== Task goal ==
Identify and copy all lines of the material where the string "that" is found.

== Recorded data ==

________________________________________

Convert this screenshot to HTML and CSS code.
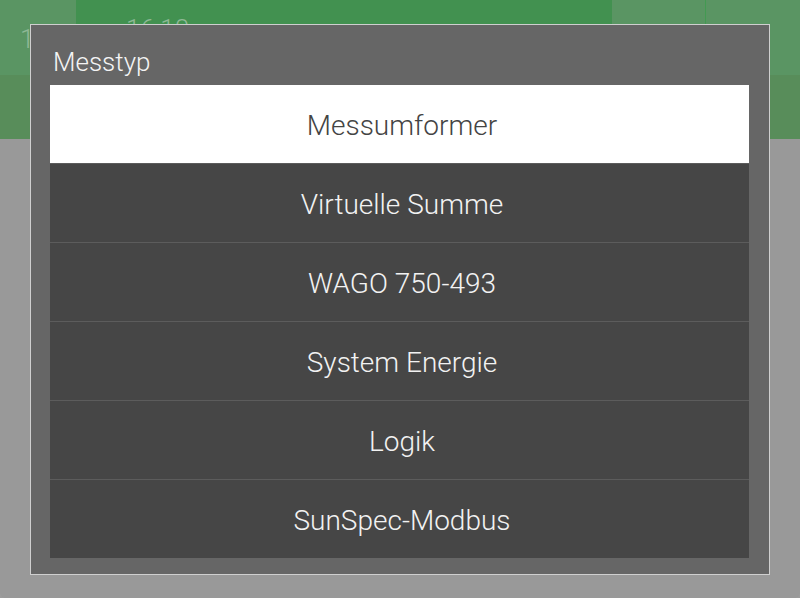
FILE: index.html
```html
<!DOCTYPE html>
<html>
<head>
<meta charset="utf-8">
<link rel="stylesheet" href="styles.css">
</head>
<body>
<div class="screen">
  <div class="topbar">
    <div class="tb-left"><span class="tb-num">1</span></div>
    <div class="tb-mid"><span class="tb-time">16:18</span></div>
    <div class="tb-right1"></div>
    <div class="tb-right2"></div>
  </div>
  <div class="subbar"></div>
  <div class="content"></div>

  <div class="dialog">
    <div class="dialog-title">Messtyp</div>
    <ul class="options">
      <li class="option selected">Messumformer</li>
      <li class="option">Virtuelle Summe</li>
      <li class="option">WAGO 750-493</li>
      <li class="option">System Energie</li>
      <li class="option">Logik</li>
      <li class="option">SunSpec-Modbus</li>
    </ul>
  </div>
</div>
</body>
</html>
```
FILE: styles.css
```css
html, body {
  margin: 0;
  padding: 0;
  background: #9c9c9c;
}
body {
  font-family: Roboto, "Noto Sans", sans-serif;
  font-weight: 300;
}
.screen {
  position: relative;
  width: 800px;
  height: 598px;
  display: flex;
  flex-direction: column;
  background: #999999;
  border-radius: 0 0 6px 6px;
  overflow: hidden;
}
.topbar {
  height: 75px;
  display: flex;
  background: #5a9563;
}
.tb-left {
  width: 76px;
  position: relative;
}
.tb-num {
  position: absolute;
  left: 20px;
  top: 24px;
  font-size: 26px;
  color: #8fb896;
}
.tb-mid {
  width: 536px;
  background: #429150;
  position: relative;
}
.tb-time {
  position: absolute;
  left: 50px;
  top: 14px;
  font-size: 26px;
  color: #8fb896;
}
.tb-right1 {
  width: 93px;
  border-right: 1px solid #439a52;
}
.tb-right2 {
  flex: 1;
}
.subbar {
  height: 64px;
  background: #588d5a;
}
.content {
  flex: 1;
}
.dialog {
  position: absolute;
  left: 30px;
  top: 24px;
  width: 699px;
  padding: 0 20px 16px 19px;
  background: #666666;
  border: 1px solid #cfcfcf;
}
.dialog-title {
  height: 60px;
  box-sizing: border-box;
  padding: 22px 0 0 3px;
  font-size: 26px;
  line-height: 30px;
  color: #f4f4f4;
}
.options {
  list-style: none;
  margin: 0;
  padding: 0;
  background: #464646;
}
.option {
  height: 78px;
  box-sizing: border-box;
  padding: 3px 0 0 5px;
  display: flex;
  align-items: center;
  justify-content: center;
  font-size: 28px;
  color: #f2f2f2;
  border-top: 1px solid #5c5c5c;
}
.option + .option {
  height: 79px;
}
.option:first-child {
  border-top: none;
}
.option.selected {
  background: #ffffff;
  color: #444444;
}
```
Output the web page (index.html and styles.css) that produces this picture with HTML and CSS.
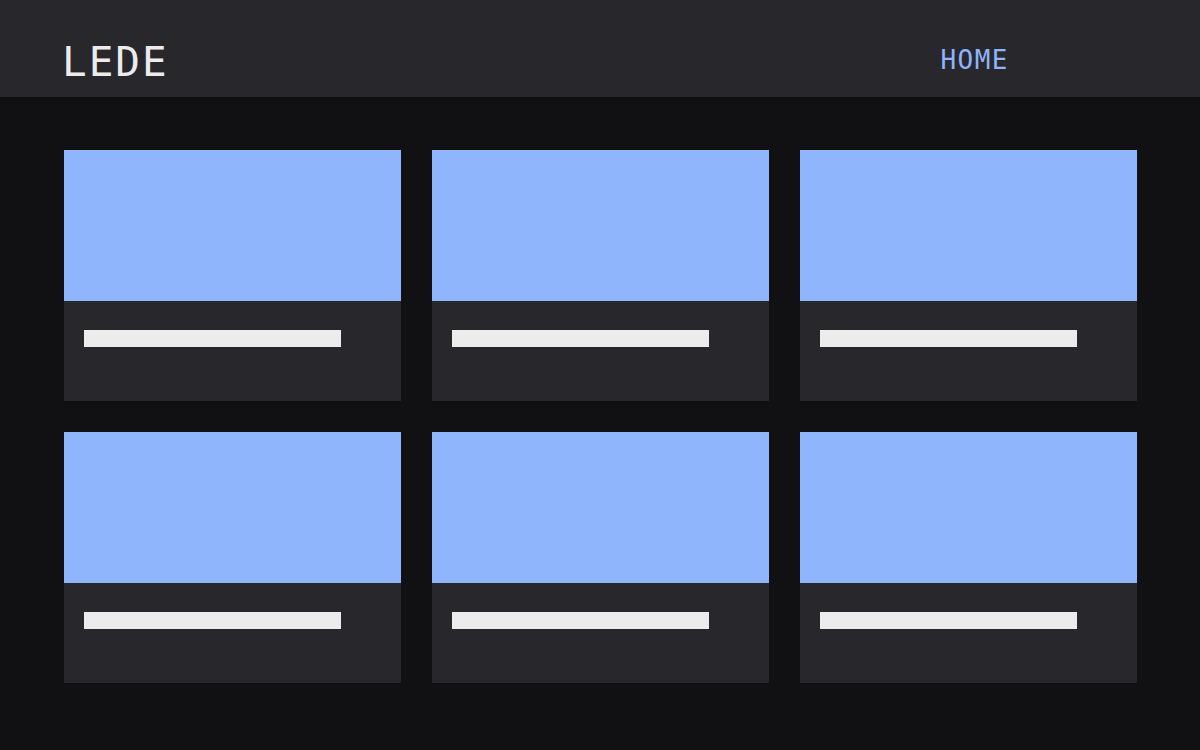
FILE: index.html
```html
<!DOCTYPE html>
<html lang="en">
<head>
    <meta charset="UTF-8">
    <title>LEDE</title>
    <link rel="stylesheet" href="styles.css">
</head>
<body>

<div class="top_bar">
    <div class="logo">LEDE</div>
    <a class="nav_link" href="#">HOME</a>
</div>

<div class="grid">
    <div class="card"><div class="thumb"></div><div class="info"><div class="line"></div></div></div>
    <div class="card"><div class="thumb"></div><div class="info"><div class="line"></div></div></div>
    <div class="card"><div class="thumb"></div><div class="info"><div class="line"></div></div></div>
    <div class="card"><div class="thumb"></div><div class="info"><div class="line"></div></div></div>
    <div class="card"><div class="thumb"></div><div class="info"><div class="line"></div></div></div>
    <div class="card"><div class="thumb"></div><div class="info"><div class="line"></div></div></div>
</div>

</body>
</html>
```

FILE: styles.css
```css
*{
    margin: 0px;
    padding: 0px;
    box-sizing: border-box;
}
body{
    background-color: #111113;
    font-family: "DejaVu Sans Mono", "Liberation Mono", monospace;
    -webkit-font-smoothing: none;
}

.top_bar{
    height: 97px;
    background-color: #28272c;
    display: flex;
    align-items: flex-start;
    justify-content: space-between;
    padding: 0 191px 0 62px;
}
.logo{
    color: #ececec;
    font-size: 41px;
    letter-spacing: 2px;
    line-height: 1;
    margin-top: 42px;
}
.nav_link{
    color: #8fb4fc;
    font-size: 26px;
    letter-spacing: 1.5px;
    text-decoration: none;
    line-height: 1;
    margin-top: 47px;
}

/*卡片网格*/
.grid{
    display: grid;
    grid-template-columns: repeat(3, 337px);
    gap: 31px;
    padding: 53px 0 0 64px;
}
.card{
    height: 251px;
    background-color: #28272c;
}
.thumb{
    height: 151px;
    background-color: #8fb5fc;
}
.info{
    padding: 29px 20px 0 20px;
}
.line{
    width: 257px;
    height: 17px;
    background-color: #ececec;
}
```
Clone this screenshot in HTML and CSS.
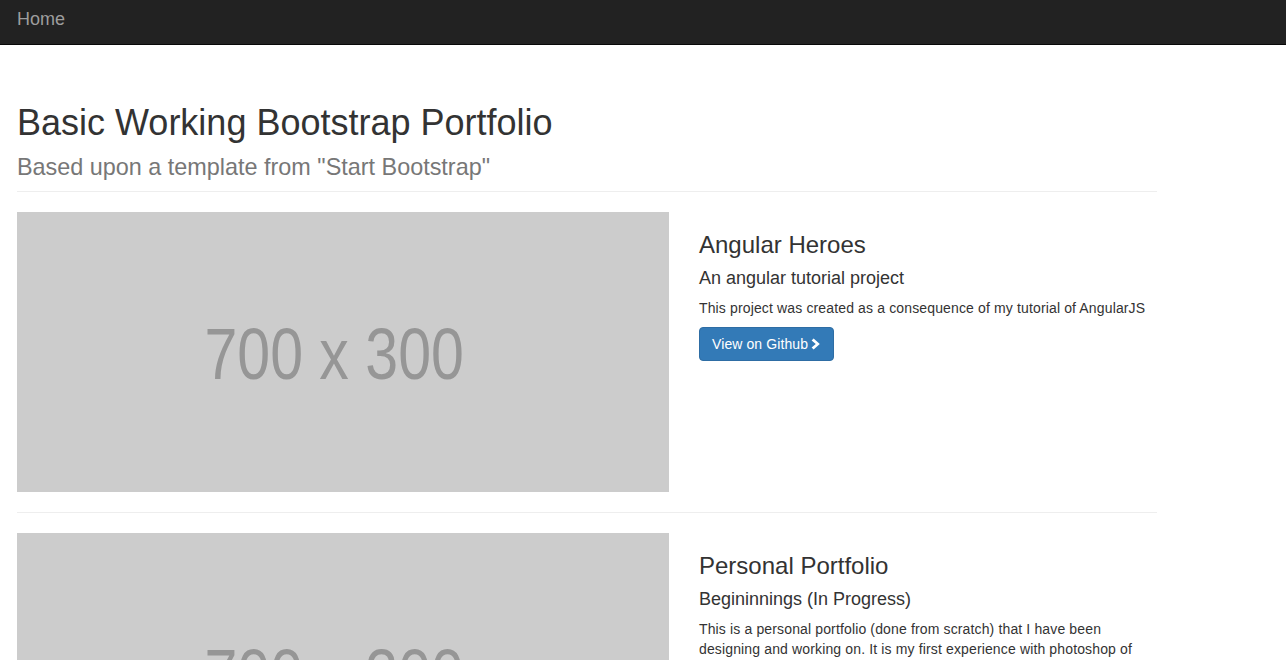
FILE: index.html
```html
<!DOCTYPE html>
<html>
<head>
<meta charset="utf-8">
<title>Basic Working Bootstrap Portfolio</title>
<link rel="stylesheet" href="styles.css">
</head>
<body>
<nav class="navbar">
  <a class="brand" href="#">Home</a>
</nav>
<main class="container">
  <header class="page-header">
    <h1>Basic Working Bootstrap Portfolio<br><small>Based upon a template from "Start Bootstrap"</small></h1>
  </header>

  <section class="project">
    <div class="col-img">
      <div class="placeholder"><span>700 x 300</span></div>
    </div>
    <div class="col-text">
      <h3>Angular Heroes</h3>
      <h4>An angular tutorial project</h4>
      <p>This project was created as a consequence of my tutorial of AngularJS</p>
      <a class="btn" href="#">View on Github <svg class="chev" viewBox="0 0 10 12" width="10" height="12"><path d="M2.6 0.4 L8.8 6 L2.6 11.6 L0.6 9.6 L4.8 6 L0.6 2.4 Z" fill="#fff"/></svg></a>
    </div>
  </section>

  <hr class="sep">

  <section class="project">
    <div class="col-img">
      <div class="placeholder"><span>700 x 300</span></div>
    </div>
    <div class="col-text">
      <h3>Personal Portfolio</h3>
      <h4>Begininnings (In Progress)</h4>
      <p>This is a personal portfolio (done from scratch) that I have been designing and working on. It is my first experience with photoshop of any kind, and I am still learning a lot.</p>
      <a class="btn" href="#">View on Github <svg class="chev" viewBox="0 0 10 12" width="10" height="12"><path d="M2.6 0.4 L8.8 6 L2.6 11.6 L0.6 9.6 L4.8 6 L0.6 2.4 Z" fill="#fff"/></svg></a>
    </div>
  </section>
</main>
</body>
</html>
```
FILE: styles.css
```css
* { box-sizing: border-box; }
html, body { margin: 0; padding: 0; }
body {
  font-family: "Liberation Sans", Arial, sans-serif;
  font-size: 14px;
  line-height: 20px;
  color: #333;
  background: #fff;
}
.navbar {
  height: 45px;
  background: #222;
  border-bottom: 1px solid #080808;
  display: flex;
  align-items: center;
  padding: 0 17px 7px;
}
.brand {
  color: #9d9d9d;
  font-size: 18px;
  line-height: 20px;
  text-decoration: none;
}
.container {
  width: 1170px;
  margin-left: 2px;
  padding: 0 15px;
}
.page-header {
  margin: 58px 0 20px;
  padding-bottom: 9px;
  border-bottom: 1px solid #eee;
}
h1 {
  margin: 0;
  font-size: 36px;
  font-weight: 500;
  line-height: 1.1;
  color: #333;
}
h1 small {
  font-size: 65%;
  font-weight: 400;
  line-height: 1;
  color: #777;
}
.project {
  display: flex;
}
.col-img {
  width: 667px;
  padding-right: 15px;
}
.col-text {
  width: 473px;
  padding-left: 15px;
}
.placeholder {
  height: 280px;
  background: #ccc;
  display: flex;
  align-items: center;
  justify-content: center;
  padding-right: 18px;
  padding-top: 3px;
}
.placeholder span {
  font-size: 72px;
  line-height: 1;
  color: #969696;
  display: inline-block;
  transform: scaleX(0.82);
}
h3 {
  font-size: 24px;
  font-weight: 500;
  line-height: 1.1;
  margin: 20px 0 10px;
}
h4 {
  font-size: 18px;
  font-weight: 500;
  line-height: 1.1;
  margin: 10px 0 10px;
}
p {
  margin: 0 0 9px;
  letter-spacing: 0.14px;
}
.btn {
  display: inline-flex;
  align-items: center;
  gap: 3px;
  height: 34px;
  padding: 6px 12px;
  border: 1px solid #2e6da4;
  border-radius: 4px;
  background: #337ab7;
  color: #fff;
  text-decoration: none;
  font-size: 14px;
  line-height: 20px;
  letter-spacing: 0.1px;
}
.chev { display: block; }
.sep {
  border: 0;
  border-top: 1px solid #eee;
  margin: 20px 0;
}
```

________________________________________

== Solved problem ==
Output the web page (index.html and styles.css) that produces this picture with HTML and CSS.
      <p>This is a personal portfolio (done from scratch) that I have been designing and working on. It is my first experience with photoshop of any kind, and I am still learning a lot.</p>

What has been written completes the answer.